Start of TASK INPUTS
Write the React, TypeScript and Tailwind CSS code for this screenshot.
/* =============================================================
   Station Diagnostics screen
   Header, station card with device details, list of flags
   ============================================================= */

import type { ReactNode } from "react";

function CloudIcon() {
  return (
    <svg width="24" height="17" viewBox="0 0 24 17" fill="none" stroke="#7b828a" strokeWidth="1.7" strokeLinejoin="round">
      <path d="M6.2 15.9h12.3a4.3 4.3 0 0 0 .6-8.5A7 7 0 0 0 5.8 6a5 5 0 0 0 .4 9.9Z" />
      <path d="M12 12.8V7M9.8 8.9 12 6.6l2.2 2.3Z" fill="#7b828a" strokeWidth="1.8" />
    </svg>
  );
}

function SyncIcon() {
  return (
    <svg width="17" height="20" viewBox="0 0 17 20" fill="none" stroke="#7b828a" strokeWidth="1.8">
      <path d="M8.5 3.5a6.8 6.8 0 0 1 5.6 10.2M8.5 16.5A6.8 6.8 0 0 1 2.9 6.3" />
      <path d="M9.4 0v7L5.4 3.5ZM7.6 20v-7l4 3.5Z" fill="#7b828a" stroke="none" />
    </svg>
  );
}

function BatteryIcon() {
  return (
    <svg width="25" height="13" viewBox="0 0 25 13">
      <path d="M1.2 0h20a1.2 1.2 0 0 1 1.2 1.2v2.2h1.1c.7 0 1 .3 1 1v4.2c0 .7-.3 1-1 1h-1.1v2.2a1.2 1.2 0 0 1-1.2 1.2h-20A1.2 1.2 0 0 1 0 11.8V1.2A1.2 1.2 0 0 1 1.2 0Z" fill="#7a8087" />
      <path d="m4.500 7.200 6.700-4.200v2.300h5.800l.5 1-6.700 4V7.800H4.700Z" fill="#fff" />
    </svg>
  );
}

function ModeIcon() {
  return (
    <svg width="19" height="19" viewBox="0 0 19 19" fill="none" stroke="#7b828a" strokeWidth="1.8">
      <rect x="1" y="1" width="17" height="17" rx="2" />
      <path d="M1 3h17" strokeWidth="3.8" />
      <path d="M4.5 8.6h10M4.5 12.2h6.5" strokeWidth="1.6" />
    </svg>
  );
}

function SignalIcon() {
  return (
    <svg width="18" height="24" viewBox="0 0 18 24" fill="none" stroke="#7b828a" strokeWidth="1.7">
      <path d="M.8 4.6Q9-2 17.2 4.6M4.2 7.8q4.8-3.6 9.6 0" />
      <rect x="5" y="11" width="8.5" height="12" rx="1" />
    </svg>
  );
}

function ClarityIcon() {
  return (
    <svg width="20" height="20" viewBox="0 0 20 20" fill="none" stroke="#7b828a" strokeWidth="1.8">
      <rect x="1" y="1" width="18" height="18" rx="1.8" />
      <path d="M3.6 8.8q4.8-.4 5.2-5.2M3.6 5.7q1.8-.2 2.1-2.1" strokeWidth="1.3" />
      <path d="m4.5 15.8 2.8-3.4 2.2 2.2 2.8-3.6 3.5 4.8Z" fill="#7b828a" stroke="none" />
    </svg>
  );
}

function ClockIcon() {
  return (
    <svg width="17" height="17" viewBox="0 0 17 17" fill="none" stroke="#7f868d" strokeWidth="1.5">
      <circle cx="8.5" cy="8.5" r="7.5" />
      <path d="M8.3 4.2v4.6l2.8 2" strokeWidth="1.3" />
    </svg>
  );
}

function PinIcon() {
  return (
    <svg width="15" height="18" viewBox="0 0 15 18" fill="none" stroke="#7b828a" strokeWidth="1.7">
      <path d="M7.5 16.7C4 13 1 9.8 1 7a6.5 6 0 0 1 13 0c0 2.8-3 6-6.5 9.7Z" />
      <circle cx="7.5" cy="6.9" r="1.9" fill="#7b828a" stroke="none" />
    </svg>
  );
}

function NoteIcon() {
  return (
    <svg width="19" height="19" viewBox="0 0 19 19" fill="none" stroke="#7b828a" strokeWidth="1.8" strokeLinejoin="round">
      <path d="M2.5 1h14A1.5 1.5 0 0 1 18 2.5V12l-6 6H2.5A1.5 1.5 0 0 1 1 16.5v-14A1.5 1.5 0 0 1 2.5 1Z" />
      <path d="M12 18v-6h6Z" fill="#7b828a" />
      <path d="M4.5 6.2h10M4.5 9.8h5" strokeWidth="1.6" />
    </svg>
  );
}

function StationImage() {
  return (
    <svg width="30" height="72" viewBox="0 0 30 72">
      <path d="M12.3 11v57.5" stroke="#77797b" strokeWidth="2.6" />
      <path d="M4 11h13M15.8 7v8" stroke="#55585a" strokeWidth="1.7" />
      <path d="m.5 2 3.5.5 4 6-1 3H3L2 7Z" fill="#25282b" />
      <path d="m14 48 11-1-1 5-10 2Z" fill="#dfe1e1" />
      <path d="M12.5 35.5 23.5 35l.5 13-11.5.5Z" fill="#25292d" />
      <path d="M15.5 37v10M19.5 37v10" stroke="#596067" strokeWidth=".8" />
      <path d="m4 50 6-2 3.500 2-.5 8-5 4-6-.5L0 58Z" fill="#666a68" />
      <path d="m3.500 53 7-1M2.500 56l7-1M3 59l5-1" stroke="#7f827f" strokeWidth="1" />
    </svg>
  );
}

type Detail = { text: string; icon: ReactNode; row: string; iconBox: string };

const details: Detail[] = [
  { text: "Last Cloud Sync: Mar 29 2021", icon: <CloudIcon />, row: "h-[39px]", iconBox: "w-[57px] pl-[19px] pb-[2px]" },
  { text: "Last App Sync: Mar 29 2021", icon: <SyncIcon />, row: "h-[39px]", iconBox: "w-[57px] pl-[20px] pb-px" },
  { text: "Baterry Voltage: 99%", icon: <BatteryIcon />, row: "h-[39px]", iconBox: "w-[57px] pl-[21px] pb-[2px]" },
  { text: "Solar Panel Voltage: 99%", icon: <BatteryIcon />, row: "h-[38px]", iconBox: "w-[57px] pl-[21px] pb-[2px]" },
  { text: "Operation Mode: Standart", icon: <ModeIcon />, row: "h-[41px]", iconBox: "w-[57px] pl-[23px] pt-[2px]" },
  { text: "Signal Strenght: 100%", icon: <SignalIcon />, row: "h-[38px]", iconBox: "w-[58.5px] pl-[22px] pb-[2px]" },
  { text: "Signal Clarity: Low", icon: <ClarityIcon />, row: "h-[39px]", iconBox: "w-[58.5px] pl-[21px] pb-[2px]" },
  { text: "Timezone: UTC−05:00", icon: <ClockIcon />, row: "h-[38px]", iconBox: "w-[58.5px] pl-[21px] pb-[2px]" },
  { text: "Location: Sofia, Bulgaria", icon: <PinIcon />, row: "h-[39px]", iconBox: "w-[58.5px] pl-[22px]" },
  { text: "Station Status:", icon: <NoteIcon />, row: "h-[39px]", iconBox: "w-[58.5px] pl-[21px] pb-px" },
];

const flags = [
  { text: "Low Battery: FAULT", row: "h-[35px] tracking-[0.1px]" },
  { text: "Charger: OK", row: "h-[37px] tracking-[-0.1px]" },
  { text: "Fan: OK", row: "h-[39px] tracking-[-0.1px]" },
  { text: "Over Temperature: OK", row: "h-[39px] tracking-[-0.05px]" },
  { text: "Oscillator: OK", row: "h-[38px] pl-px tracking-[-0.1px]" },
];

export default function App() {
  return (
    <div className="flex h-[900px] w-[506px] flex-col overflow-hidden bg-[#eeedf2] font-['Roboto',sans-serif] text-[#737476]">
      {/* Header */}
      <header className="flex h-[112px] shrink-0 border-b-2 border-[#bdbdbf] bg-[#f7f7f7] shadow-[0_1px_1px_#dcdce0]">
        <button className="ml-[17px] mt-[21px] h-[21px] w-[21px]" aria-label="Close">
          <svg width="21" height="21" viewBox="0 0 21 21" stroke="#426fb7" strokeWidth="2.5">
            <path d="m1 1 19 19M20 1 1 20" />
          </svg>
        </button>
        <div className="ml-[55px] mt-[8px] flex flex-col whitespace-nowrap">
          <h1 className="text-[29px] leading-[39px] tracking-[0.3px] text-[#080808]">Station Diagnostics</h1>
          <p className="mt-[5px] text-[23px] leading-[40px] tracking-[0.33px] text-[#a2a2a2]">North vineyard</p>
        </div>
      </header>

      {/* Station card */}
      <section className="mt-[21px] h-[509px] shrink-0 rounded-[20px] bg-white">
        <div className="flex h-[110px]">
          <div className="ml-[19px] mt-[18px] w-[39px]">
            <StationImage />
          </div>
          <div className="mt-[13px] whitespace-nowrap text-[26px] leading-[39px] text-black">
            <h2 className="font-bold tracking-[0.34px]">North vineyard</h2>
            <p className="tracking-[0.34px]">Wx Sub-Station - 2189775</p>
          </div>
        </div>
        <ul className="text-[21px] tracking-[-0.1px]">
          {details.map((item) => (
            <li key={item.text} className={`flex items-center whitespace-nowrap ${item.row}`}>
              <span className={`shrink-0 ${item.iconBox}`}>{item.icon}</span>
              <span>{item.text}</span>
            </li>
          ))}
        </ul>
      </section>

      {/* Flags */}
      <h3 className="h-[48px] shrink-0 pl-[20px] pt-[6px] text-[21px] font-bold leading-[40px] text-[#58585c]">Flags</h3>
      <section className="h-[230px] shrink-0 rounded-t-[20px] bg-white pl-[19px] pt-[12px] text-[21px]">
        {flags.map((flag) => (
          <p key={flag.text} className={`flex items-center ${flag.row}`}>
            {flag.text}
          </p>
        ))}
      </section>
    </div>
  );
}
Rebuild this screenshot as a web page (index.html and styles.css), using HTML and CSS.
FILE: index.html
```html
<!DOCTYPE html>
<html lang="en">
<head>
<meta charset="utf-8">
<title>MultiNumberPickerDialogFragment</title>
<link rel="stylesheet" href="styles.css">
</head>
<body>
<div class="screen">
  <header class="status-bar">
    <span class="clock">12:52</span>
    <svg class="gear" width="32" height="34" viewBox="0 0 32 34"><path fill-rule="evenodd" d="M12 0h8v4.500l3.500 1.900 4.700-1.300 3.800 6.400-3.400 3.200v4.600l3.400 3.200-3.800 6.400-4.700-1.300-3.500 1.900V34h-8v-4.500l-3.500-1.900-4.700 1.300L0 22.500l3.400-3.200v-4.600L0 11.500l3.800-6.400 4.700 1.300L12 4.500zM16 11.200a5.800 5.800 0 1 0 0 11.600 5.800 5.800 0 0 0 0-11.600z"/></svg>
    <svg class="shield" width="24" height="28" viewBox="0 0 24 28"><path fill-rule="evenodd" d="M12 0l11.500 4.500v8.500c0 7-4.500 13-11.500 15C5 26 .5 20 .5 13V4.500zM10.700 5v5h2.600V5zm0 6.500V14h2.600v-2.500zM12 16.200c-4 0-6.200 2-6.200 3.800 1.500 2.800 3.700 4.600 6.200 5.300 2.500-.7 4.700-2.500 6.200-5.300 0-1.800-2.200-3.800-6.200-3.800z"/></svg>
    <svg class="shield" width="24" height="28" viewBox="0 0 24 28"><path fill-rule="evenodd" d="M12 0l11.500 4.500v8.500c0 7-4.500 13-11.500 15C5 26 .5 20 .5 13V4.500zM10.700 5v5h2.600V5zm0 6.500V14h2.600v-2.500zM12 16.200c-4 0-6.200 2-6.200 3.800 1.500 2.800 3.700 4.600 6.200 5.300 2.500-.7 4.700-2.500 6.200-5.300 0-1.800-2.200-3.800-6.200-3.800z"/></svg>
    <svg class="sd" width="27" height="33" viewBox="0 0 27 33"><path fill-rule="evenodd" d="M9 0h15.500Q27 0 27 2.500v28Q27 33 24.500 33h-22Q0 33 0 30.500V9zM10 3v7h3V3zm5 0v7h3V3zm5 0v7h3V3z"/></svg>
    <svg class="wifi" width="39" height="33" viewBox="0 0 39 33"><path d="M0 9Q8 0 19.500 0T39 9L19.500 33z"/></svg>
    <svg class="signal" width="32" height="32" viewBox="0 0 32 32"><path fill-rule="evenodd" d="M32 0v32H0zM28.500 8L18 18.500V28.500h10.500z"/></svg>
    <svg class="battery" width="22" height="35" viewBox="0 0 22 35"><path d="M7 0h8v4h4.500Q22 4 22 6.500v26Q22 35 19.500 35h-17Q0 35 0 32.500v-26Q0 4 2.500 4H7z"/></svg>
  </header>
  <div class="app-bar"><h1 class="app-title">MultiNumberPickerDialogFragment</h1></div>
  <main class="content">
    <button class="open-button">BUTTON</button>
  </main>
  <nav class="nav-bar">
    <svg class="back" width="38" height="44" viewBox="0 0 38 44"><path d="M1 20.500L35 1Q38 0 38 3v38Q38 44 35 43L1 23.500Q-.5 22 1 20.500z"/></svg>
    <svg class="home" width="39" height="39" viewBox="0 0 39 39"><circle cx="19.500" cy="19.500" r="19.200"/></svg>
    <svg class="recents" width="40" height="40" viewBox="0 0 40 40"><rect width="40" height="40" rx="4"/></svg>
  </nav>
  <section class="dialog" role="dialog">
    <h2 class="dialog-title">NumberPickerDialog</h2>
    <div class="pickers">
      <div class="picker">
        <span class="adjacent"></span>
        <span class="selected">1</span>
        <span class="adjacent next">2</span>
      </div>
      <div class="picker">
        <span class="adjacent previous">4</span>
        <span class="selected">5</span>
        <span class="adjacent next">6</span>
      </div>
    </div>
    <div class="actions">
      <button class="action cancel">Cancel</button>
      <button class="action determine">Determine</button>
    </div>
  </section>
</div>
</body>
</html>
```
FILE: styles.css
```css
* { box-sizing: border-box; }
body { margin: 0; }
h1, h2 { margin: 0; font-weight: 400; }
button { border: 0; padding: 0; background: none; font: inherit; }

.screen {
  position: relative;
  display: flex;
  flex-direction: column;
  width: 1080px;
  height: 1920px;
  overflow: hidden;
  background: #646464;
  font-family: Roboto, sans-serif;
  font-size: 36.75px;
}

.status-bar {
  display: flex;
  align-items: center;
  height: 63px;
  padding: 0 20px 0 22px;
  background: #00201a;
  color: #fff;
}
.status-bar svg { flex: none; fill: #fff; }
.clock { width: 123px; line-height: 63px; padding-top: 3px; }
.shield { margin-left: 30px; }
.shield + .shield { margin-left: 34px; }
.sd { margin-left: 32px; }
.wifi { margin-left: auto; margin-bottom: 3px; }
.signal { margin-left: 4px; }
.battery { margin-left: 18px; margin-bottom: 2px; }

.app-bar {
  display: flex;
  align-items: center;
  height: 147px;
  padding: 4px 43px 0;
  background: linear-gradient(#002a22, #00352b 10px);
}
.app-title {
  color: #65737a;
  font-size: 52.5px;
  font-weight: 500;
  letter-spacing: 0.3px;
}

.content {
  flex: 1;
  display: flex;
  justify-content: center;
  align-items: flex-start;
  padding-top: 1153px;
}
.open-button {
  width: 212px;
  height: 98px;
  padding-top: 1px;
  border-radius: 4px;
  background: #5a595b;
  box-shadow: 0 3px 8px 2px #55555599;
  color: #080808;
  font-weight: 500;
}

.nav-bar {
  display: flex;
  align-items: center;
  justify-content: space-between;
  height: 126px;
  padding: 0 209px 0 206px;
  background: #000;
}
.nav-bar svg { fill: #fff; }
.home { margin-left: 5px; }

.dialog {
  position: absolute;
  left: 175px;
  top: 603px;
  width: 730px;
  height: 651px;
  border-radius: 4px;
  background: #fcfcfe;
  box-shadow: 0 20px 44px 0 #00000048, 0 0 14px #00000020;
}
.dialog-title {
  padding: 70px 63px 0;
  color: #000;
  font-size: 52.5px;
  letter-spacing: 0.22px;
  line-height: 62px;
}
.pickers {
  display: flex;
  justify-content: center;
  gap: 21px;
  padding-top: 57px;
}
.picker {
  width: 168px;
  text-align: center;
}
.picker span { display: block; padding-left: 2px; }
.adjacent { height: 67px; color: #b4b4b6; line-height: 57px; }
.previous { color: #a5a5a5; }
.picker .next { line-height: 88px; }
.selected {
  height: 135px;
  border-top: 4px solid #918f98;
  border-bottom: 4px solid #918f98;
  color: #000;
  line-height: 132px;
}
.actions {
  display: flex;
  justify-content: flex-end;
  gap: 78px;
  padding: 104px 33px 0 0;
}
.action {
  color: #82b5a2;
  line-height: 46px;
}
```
End of TASK INPUTS
## REQUIRED TASK
Go through the records above, find every line with the word "this", and list those lines.

## EXERCISE SOLUTION
Write the React, TypeScript and Tailwind CSS code for this screenshot.
Rebuild this screenshot as a web page (index.html and styles.css), using HTML and CSS.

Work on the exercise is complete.